Our job is such that lying about our skills is fundamentally pointless, because a single question on the subject will clear things out. As for lying about projects done etc. - well, it depends on whether you value your reputation. For example, if you are into consulting, any sort of misrepresentation will kill your reputation and thus your business.
because a single question on the subject will clear things out.
Unfortunately, a single question can also give someone the wrong impression. When I was interviewing last year, one of the questions dealt with threading and semaphores. Now, for the majority of work that I do, I don't really have to think about threading, and if I do, I'm not worried about mutexes, semaphores, blocking, etc., unless there's some cross-thread communication required, which I try to avoid. And besides, when I know I need a mutex, I look up the various options and figure out which one I need. So this information is not in my head where I can just spew out the various options and nuances of each.
And ironically, just about every phone interview question I was asked had no applicability to the actual job. I hate interviews, especially phone interviews. If I ever have to interview again, I am going to refuse doing a phone interview, even if it means missing out on 90% of the "opportunities" out there.

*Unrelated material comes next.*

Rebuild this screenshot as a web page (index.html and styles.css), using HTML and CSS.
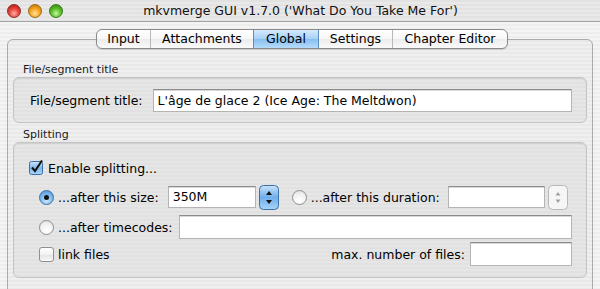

For a new graduate from school, a little exaggeration is acceptable. He might be able to do a lot of things just by the experience accumulated through the assignments in programming courses, but he never worked on a "true" project.
Some of my friends, In their CV in Skills & Projects section, they put new version instead of actual version they have worked.
Example (VS 2010 instead of VS 2008, SQL Server 2008 instead of SQL Server 2005, C# 3.5 instead of C# 2.0)
True fact......But when they receive mails like "Need .NET Developer with 3.5 framework", they don't want miss that one (actually they worked in lower version). So they just replace the versions in CV. That's it.
In some interviews, HR asked about Linq, etc.,(which not exists in lower version), they can't able to answer that.
But after couple of interviews, finally some of them got a job
The sad thing is, you can't reply to such calls honestly. Most corporate legal departments would throw their hands up in horror if you spoke with a former employee's prospective employer. There have been far too many successful litigations based upon such statements.
"I can confirm that John Doe worked at My Company from Start Date to End Date. Beyond that I have no comment."
You've said exactly nothing critical that Mr Doe could make an issue of, but the fact that he wasn't able to find references who praised him to the sky will be immediately obvious to the HR drone calling you and allow him/her to draw the correct conclusion.